WHAT TO PRODUCE:
Select, from the material below, each line with "this" in it.

BEGIN

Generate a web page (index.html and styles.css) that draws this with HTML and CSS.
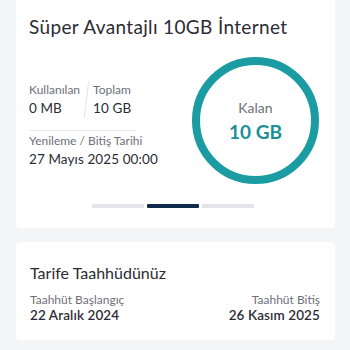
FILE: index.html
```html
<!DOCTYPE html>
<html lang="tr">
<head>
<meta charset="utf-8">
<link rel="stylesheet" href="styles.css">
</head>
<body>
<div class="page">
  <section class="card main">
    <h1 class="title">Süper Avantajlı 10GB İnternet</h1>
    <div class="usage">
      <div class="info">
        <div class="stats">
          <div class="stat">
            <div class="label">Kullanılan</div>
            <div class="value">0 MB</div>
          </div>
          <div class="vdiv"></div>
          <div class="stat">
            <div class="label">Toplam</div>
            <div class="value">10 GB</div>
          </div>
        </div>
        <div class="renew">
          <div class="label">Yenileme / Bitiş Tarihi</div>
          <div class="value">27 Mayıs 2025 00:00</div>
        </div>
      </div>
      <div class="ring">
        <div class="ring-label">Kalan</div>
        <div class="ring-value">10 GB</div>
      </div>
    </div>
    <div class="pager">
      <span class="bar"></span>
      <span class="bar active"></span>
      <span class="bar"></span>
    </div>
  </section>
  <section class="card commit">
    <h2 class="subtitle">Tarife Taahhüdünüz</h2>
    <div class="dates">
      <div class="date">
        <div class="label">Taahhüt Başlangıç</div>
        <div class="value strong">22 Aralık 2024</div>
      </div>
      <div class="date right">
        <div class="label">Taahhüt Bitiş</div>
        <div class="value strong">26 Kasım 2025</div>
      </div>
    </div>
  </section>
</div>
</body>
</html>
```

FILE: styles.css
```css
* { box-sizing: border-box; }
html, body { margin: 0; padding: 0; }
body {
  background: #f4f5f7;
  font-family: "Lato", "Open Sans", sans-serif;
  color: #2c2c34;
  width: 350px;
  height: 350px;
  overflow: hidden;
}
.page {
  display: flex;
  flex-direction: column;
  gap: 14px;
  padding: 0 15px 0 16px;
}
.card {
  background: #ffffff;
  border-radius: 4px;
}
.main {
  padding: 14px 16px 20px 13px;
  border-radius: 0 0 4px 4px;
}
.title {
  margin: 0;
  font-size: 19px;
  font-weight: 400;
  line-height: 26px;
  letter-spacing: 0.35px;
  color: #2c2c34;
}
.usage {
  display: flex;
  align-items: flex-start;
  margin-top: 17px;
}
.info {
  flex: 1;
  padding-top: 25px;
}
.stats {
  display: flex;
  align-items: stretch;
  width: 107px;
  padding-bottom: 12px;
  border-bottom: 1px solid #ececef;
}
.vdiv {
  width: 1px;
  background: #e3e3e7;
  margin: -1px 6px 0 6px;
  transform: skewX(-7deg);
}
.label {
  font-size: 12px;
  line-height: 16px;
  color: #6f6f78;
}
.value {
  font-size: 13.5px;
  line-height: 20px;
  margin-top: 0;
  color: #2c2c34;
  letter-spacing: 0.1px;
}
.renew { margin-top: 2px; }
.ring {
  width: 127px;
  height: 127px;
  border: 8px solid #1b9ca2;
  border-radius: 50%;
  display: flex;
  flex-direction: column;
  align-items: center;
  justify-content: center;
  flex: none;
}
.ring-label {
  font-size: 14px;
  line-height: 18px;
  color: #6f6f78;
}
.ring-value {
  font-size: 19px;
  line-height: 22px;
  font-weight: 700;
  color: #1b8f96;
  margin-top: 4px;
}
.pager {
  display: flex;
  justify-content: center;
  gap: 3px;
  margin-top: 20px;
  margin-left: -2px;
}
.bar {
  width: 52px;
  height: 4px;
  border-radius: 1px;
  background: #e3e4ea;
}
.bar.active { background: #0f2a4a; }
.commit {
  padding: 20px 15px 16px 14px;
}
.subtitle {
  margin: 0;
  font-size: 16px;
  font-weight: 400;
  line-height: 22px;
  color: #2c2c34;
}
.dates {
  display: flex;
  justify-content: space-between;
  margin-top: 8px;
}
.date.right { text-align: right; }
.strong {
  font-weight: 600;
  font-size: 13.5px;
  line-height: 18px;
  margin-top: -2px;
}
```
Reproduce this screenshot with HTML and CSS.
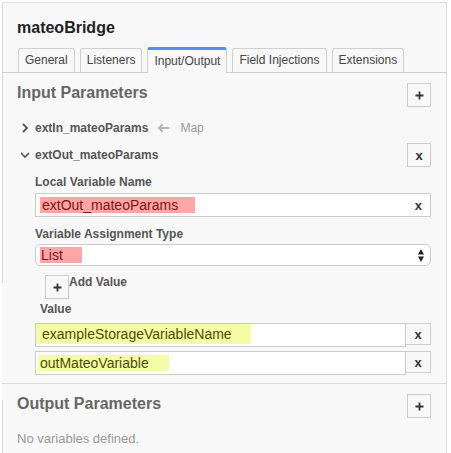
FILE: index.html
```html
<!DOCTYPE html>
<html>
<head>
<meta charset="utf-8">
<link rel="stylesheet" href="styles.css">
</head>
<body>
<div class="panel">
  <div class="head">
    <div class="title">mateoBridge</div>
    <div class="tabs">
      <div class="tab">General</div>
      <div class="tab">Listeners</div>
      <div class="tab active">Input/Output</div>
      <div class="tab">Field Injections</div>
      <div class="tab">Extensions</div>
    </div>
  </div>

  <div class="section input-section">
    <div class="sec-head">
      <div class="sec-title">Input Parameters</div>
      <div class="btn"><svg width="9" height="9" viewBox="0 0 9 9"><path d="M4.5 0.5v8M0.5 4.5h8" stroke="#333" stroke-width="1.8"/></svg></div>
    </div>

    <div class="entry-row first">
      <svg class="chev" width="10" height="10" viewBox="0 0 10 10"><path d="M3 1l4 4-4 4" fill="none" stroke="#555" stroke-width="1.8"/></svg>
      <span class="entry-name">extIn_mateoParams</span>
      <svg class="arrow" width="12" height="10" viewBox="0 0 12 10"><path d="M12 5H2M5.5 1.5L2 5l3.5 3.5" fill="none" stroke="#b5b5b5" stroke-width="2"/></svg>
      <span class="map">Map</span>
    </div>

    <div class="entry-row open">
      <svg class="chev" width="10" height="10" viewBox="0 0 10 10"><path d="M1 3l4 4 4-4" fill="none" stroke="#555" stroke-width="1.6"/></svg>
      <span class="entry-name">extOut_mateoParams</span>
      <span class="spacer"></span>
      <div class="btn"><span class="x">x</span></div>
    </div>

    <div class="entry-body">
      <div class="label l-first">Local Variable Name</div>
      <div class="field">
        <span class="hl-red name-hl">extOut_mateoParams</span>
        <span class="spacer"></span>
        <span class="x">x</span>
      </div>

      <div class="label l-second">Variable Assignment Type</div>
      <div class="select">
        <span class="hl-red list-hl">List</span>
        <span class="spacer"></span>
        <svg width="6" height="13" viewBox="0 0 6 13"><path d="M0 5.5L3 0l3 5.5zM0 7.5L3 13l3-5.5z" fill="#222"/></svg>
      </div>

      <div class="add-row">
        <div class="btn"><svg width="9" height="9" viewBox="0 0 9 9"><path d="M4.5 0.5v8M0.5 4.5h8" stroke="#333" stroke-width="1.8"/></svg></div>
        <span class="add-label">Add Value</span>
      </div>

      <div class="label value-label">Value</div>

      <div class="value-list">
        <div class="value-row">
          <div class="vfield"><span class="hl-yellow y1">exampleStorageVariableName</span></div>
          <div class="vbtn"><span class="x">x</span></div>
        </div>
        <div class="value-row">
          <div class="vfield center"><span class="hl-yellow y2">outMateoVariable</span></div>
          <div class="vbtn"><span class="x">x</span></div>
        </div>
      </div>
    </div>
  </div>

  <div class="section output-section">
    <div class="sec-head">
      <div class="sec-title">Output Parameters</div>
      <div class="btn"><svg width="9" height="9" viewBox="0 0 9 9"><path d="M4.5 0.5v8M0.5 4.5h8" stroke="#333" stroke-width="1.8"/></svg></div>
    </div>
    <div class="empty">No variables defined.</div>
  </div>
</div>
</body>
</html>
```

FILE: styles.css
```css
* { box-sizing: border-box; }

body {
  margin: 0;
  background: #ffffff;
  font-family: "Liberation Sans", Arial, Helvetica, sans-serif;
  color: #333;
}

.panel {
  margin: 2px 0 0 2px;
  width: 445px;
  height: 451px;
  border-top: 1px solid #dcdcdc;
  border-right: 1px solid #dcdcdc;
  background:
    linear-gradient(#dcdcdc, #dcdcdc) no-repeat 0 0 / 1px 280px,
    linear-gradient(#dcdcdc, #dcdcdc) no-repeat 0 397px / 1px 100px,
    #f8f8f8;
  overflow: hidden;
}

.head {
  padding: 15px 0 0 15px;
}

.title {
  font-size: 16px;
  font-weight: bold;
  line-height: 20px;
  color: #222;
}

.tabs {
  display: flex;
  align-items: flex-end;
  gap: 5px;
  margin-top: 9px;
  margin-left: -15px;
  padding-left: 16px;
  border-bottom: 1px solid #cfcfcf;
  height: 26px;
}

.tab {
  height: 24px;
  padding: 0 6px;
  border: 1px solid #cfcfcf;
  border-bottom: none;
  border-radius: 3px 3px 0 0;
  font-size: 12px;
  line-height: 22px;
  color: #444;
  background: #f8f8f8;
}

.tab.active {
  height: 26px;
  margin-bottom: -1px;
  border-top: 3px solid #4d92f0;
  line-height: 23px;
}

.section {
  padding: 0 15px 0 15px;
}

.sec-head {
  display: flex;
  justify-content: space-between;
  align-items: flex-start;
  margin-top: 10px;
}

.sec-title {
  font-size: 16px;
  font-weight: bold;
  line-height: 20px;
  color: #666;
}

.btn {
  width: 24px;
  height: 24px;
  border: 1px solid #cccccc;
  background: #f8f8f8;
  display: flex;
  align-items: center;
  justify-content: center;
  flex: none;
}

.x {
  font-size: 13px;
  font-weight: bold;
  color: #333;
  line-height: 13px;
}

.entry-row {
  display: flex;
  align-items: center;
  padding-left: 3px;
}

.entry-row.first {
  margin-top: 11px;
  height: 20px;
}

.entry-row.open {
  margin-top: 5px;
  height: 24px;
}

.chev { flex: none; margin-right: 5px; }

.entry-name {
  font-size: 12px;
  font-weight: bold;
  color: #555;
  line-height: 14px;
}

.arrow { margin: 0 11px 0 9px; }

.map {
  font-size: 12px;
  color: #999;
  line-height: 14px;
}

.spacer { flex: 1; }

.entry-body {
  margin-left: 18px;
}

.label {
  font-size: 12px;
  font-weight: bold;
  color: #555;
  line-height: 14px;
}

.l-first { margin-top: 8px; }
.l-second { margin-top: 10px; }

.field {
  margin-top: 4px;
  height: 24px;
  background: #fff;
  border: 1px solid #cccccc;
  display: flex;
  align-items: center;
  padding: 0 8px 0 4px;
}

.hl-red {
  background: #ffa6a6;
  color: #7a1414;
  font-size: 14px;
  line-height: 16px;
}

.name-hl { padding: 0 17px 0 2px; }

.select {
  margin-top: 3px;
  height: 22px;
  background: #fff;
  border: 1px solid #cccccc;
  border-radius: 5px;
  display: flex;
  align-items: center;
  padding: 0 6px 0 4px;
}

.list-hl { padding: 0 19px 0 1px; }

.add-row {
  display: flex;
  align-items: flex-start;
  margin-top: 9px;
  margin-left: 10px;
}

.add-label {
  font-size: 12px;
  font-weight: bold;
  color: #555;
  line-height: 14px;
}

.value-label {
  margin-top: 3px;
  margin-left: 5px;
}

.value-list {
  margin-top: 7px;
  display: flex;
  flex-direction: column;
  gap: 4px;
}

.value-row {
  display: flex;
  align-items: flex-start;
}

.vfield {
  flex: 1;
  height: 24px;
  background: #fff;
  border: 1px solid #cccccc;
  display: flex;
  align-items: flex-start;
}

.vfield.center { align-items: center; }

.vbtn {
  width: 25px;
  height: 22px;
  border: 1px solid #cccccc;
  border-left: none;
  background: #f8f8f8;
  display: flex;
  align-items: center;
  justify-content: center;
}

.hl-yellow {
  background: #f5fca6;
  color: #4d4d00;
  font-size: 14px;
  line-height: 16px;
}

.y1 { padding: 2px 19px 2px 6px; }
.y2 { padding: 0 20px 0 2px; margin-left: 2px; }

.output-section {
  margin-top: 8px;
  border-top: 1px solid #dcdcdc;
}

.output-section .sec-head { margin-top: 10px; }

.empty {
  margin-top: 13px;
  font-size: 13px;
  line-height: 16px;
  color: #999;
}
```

END
BEGIN

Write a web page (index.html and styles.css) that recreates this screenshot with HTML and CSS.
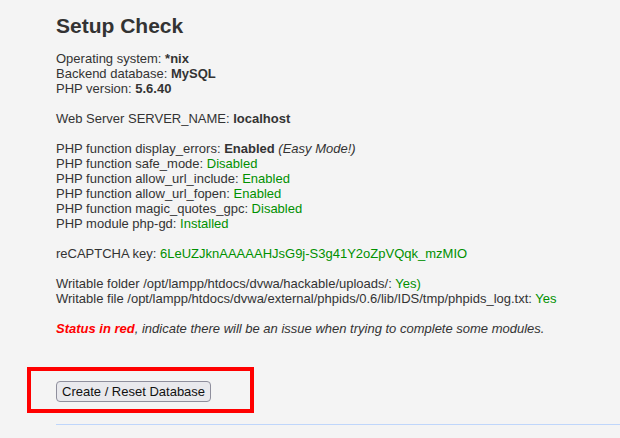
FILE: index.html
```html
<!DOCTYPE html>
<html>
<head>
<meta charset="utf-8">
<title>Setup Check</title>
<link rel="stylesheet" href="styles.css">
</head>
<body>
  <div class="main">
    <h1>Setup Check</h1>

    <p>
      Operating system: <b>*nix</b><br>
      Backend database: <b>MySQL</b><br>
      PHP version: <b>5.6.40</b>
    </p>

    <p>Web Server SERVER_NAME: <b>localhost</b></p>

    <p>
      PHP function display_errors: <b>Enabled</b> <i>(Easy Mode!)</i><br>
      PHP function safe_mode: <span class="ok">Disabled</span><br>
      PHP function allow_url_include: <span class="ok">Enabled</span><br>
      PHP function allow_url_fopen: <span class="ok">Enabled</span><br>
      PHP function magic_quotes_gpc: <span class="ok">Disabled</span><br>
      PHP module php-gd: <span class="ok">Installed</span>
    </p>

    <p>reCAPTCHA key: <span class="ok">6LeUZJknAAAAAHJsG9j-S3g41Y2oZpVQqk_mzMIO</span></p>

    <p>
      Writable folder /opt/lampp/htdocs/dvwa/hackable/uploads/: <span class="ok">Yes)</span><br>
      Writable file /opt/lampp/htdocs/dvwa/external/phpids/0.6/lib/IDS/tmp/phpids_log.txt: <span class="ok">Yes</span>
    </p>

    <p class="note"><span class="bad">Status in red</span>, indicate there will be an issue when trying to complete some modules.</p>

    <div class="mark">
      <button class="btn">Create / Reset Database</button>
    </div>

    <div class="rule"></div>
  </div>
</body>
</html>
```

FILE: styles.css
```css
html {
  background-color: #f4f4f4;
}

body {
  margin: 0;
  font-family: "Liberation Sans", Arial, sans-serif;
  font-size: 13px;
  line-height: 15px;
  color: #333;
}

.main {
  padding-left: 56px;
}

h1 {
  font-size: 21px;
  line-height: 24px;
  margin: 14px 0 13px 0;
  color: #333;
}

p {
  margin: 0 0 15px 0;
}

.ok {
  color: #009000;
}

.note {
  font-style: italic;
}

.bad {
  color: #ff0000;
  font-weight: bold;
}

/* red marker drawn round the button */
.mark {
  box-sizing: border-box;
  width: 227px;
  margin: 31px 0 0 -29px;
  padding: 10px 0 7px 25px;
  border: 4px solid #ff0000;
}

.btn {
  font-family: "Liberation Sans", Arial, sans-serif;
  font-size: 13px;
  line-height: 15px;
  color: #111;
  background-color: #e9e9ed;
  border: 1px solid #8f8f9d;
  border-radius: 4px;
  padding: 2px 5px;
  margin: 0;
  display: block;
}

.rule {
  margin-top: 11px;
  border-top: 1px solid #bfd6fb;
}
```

END

COMPLETE RESPONSE:
Generate a web page (index.html and styles.css) that draws this with HTML and CSS.
Reproduce this screenshot with HTML and CSS.
Write a web page (index.html and styles.css) that recreates this screenshot with HTML and CSS.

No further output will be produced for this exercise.